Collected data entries
::::::

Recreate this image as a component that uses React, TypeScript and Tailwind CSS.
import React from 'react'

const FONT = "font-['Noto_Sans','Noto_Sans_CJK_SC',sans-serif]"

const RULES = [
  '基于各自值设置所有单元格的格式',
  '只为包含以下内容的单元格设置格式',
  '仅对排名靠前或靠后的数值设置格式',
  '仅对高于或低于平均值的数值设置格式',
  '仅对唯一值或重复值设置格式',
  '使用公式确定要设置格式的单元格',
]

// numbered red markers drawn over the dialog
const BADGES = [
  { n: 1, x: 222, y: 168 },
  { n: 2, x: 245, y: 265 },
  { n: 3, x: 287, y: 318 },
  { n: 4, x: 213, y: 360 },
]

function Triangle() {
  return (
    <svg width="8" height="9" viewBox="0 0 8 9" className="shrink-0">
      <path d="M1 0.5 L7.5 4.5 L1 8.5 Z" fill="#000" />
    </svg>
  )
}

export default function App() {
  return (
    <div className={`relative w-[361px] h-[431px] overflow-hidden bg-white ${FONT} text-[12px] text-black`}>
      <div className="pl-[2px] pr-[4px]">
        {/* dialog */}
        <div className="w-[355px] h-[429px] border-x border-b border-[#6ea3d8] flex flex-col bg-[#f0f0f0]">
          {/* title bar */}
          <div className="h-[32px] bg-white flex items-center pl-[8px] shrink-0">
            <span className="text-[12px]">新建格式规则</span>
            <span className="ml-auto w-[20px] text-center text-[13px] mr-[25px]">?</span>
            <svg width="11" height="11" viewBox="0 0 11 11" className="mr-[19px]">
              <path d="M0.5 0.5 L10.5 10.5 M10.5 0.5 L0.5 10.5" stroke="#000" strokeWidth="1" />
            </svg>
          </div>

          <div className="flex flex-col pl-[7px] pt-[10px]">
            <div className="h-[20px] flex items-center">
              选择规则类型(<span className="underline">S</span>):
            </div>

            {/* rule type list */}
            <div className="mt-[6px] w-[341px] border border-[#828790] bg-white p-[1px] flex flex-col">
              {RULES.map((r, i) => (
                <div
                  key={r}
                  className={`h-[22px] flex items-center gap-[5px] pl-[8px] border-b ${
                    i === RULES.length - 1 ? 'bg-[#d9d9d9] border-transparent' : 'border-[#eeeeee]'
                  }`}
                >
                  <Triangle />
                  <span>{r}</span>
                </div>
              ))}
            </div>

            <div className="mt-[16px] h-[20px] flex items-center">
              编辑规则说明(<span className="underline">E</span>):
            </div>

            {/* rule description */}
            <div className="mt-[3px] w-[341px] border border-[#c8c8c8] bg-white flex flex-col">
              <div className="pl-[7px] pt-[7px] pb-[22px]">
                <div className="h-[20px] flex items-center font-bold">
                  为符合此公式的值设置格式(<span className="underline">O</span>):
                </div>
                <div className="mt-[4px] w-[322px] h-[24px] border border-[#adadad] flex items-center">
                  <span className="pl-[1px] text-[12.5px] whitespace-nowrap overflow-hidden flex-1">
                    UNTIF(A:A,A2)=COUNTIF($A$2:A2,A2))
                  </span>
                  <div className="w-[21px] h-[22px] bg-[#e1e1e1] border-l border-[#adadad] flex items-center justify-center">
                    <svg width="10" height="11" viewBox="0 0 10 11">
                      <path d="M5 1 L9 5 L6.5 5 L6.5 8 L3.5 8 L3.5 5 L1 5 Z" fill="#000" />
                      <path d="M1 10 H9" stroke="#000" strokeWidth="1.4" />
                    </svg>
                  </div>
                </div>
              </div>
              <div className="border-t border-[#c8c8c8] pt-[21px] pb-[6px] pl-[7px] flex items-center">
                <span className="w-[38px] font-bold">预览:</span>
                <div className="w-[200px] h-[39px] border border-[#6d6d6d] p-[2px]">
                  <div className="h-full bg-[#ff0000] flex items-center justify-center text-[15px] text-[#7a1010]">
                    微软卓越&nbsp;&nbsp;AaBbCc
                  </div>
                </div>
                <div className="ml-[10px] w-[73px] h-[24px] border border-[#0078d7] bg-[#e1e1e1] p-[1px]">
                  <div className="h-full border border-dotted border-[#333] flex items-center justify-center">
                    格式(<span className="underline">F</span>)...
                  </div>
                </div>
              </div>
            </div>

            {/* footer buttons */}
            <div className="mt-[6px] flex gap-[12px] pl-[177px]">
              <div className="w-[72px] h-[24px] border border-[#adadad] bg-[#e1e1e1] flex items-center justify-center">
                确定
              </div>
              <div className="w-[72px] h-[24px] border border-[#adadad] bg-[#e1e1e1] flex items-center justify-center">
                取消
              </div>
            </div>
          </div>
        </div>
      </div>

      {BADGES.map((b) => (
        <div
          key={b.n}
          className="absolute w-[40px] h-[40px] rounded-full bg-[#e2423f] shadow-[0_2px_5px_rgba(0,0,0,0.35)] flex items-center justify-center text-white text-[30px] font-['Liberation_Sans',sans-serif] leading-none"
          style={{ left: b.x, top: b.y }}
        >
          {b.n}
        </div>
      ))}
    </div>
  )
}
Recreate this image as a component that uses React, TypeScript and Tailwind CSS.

::::::

## Given task
Output the whole listing above again, word for word.

## Written reply
Recreate this image as a component that uses React, TypeScript and Tailwind CSS.
import React from 'react'

const FONT = "font-['Noto_Sans','Noto_Sans_CJK_SC',sans-serif]"

const RULES = [
  '基于各自值设置所有单元格的格式',
  '只为包含以下内容的单元格设置格式',
  '仅对排名靠前或靠后的数值设置格式',
  '仅对高于或低于平均值的数值设置格式',
  '仅对唯一值或重复值设置格式',
  '使用公式确定要设置格式的单元格',
]

// numbered red markers drawn over the dialog
const BADGES = [
  { n: 1, x: 222, y: 168 },
  { n: 2, x: 245, y: 265 },
  { n: 3, x: 287, y: 318 },
  { n: 4, x: 213, y: 360 },
]

function Triangle() {
  return (
    <svg width="8" height="9" viewBox="0 0 8 9" className="shrink-0">
      <path d="M1 0.5 L7.5 4.5 L1 8.5 Z" fill="#000" />
    </svg>
  )
}

export default function App() {
  return (
    <div className={`relative w-[361px] h-[431px] overflow-hidden bg-white ${FONT} text-[12px] text-black`}>
      <div className="pl-[2px] pr-[4px]">
        {/* dialog */}
        <div className="w-[355px] h-[429px] border-x border-b border-[#6ea3d8] flex flex-col bg-[#f0f0f0]">
          {/* title bar */}
          <div className="h-[32px] bg-white flex items-center pl-[8px] shrink-0">
            <span className="text-[12px]">新建格式规则</span>
            <span className="ml-auto w-[20px] text-center text-[13px] mr-[25px]">?</span>
            <svg width="11" height="11" viewBox="0 0 11 11" className="mr-[19px]">
              <path d="M0.5 0.5 L10.5 10.5 M10.5 0.5 L0.5 10.5" stroke="#000" strokeWidth="1" />
            </svg>
          </div>

          <div className="flex flex-col pl-[7px] pt-[10px]">
            <div className="h-[20px] flex items-center">
              选择规则类型(<span className="underline">S</span>):
            </div>

            {/* rule type list */}
            <div className="mt-[6px] w-[341px] border border-[#828790] bg-white p-[1px] flex flex-col">
              {RULES.map((r, i) => (
                <div
                  key={r}
                  className={`h-[22px] flex items-center gap-[5px] pl-[8px] border-b ${
                    i === RULES.length - 1 ? 'bg-[#d9d9d9] border-transparent' : 'border-[#eeeeee]'
                  }`}
                >
                  <Triangle />
                  <span>{r}</span>
                </div>
              ))}
            </div>

            <div className="mt-[16px] h-[20px] flex items-center">
              编辑规则说明(<span className="underline">E</span>):
            </div>

            {/* rule description */}
            <div className="mt-[3px] w-[341px] border border-[#c8c8c8] bg-white flex flex-col">
              <div className="pl-[7px] pt-[7px] pb-[22px]">
                <div className="h-[20px] flex items-center font-bold">
                  为符合此公式的值设置格式(<span className="underline">O</span>):
                </div>
                <div className="mt-[4px] w-[322px] h-[24px] border border-[#adadad] flex items-center">
                  <span className="pl-[1px] text-[12.5px] whitespace-nowrap overflow-hidden flex-1">
                    UNTIF(A:A,A2)=COUNTIF($A$2:A2,A2))
                  </span>
                  <div className="w-[21px] h-[22px] bg-[#e1e1e1] border-l border-[#adadad] flex items-center justify-center">
                    <svg width="10" height="11" viewBox="0 0 10 11">
                      <path d="M5 1 L9 5 L6.5 5 L6.5 8 L3.5 8 L3.5 5 L1 5 Z" fill="#000" />
                      <path d="M1 10 H9" stroke="#000" strokeWidth="1.4" />
                    </svg>
                  </div>
                </div>
              </div>
              <div className="border-t border-[#c8c8c8] pt-[21px] pb-[6px] pl-[7px] flex items-center">
                <span className="w-[38px] font-bold">预览:</span>
                <div className="w-[200px] h-[39px] border border-[#6d6d6d] p-[2px]">
                  <div className="h-full bg-[#ff0000] flex items-center justify-center text-[15px] text-[#7a1010]">
                    微软卓越&nbsp;&nbsp;AaBbCc
                  </div>
                </div>
                <div className="ml-[10px] w-[73px] h-[24px] border border-[#0078d7] bg-[#e1e1e1] p-[1px]">
                  <div className="h-full border border-dotted border-[#333] flex items-center justify-center">
                    格式(<span className="underline">F</span>)...
                  </div>
                </div>
              </div>
            </div>

            {/* footer buttons */}
            <div className="mt-[6px] flex gap-[12px] pl-[177px]">
              <div className="w-[72px] h-[24px] border border-[#adadad] bg-[#e1e1e1] flex items-center justify-center">
                确定
              </div>
              <div className="w-[72px] h-[24px] border border-[#adadad] bg-[#e1e1e1] flex items-center justify-center">
                取消
              </div>
            </div>
          </div>
        </div>
      </div>

      {BADGES.map((b) => (
        <div
          key={b.n}
          className="absolute w-[40px] h-[40px] rounded-full bg-[#e2423f] shadow-[0_2px_5px_rgba(0,0,0,0.35)] flex items-center justify-center text-white text-[30px] font-['Liberation_Sans',sans-serif] leading-none"
          style={{ left: b.x, top: b.y }}
        >
          {b.n}
        </div>
      ))}
    </div>
  )
}
Recreate this image as a component that uses React, TypeScript and Tailwind CSS.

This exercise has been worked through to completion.